Suu Kyi’s reforms in other areas have been too slow for some. However, her wide-ranging support almost dictates sensitivity- in order to please a nation of very different people, from the Yangon businessmen to the delta rice-farmers, radical change will be difficult, at least in the short term. However, bureaucratic criticism and the destitution of a race are two separate things. It would be morally unjust to contextualise this as just another slow development - the rhetoric (or lack thereof) regarding the official position of the Rohingya demonstrates something much more worrying.

Of course, commenting on Myanmar’s systematic oppression is complicated by the fact that I am a white, British, educated individual. Imposing politics informed by Western ideals is exactly the attitude that formed these problems in modern South East Asia. Nonetheless, murder on the basis of race is an issue that should not be clouded by navel-gazing.

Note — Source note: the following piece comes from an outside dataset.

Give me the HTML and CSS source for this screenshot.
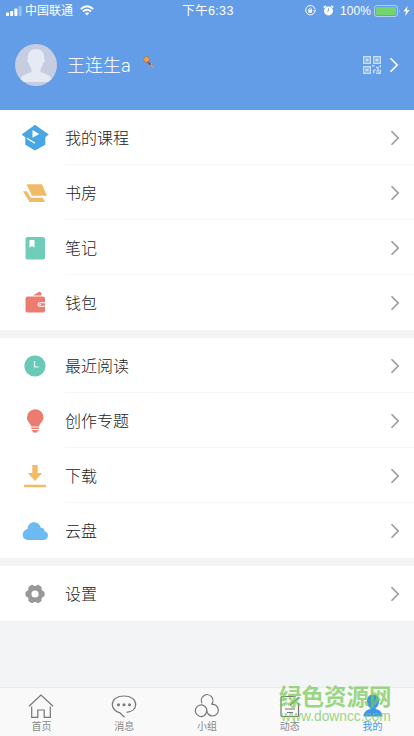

The horror of north-western Myanmar, and the media silence on the issue, is something that requires comment.

It seems, therefore, incredibly important that we are vigilant. The scenes in Rakhine state are terrifying: these people are stateless, and essentially voiceless. In an ever-more divisive and violent world, to be well-informed is powerful; to be vocal a necessity. The media silence on the issue is indicative of how little one can truly know. Such injustices must be happening elsewhere, and it is only through being active one can find out about such atrocities. Being aware of Human Rights Watch’s work, reading Al-Jazeera’s less ‘mainstream’ reports, questioning the news, and being observant is the first step towards international pressure.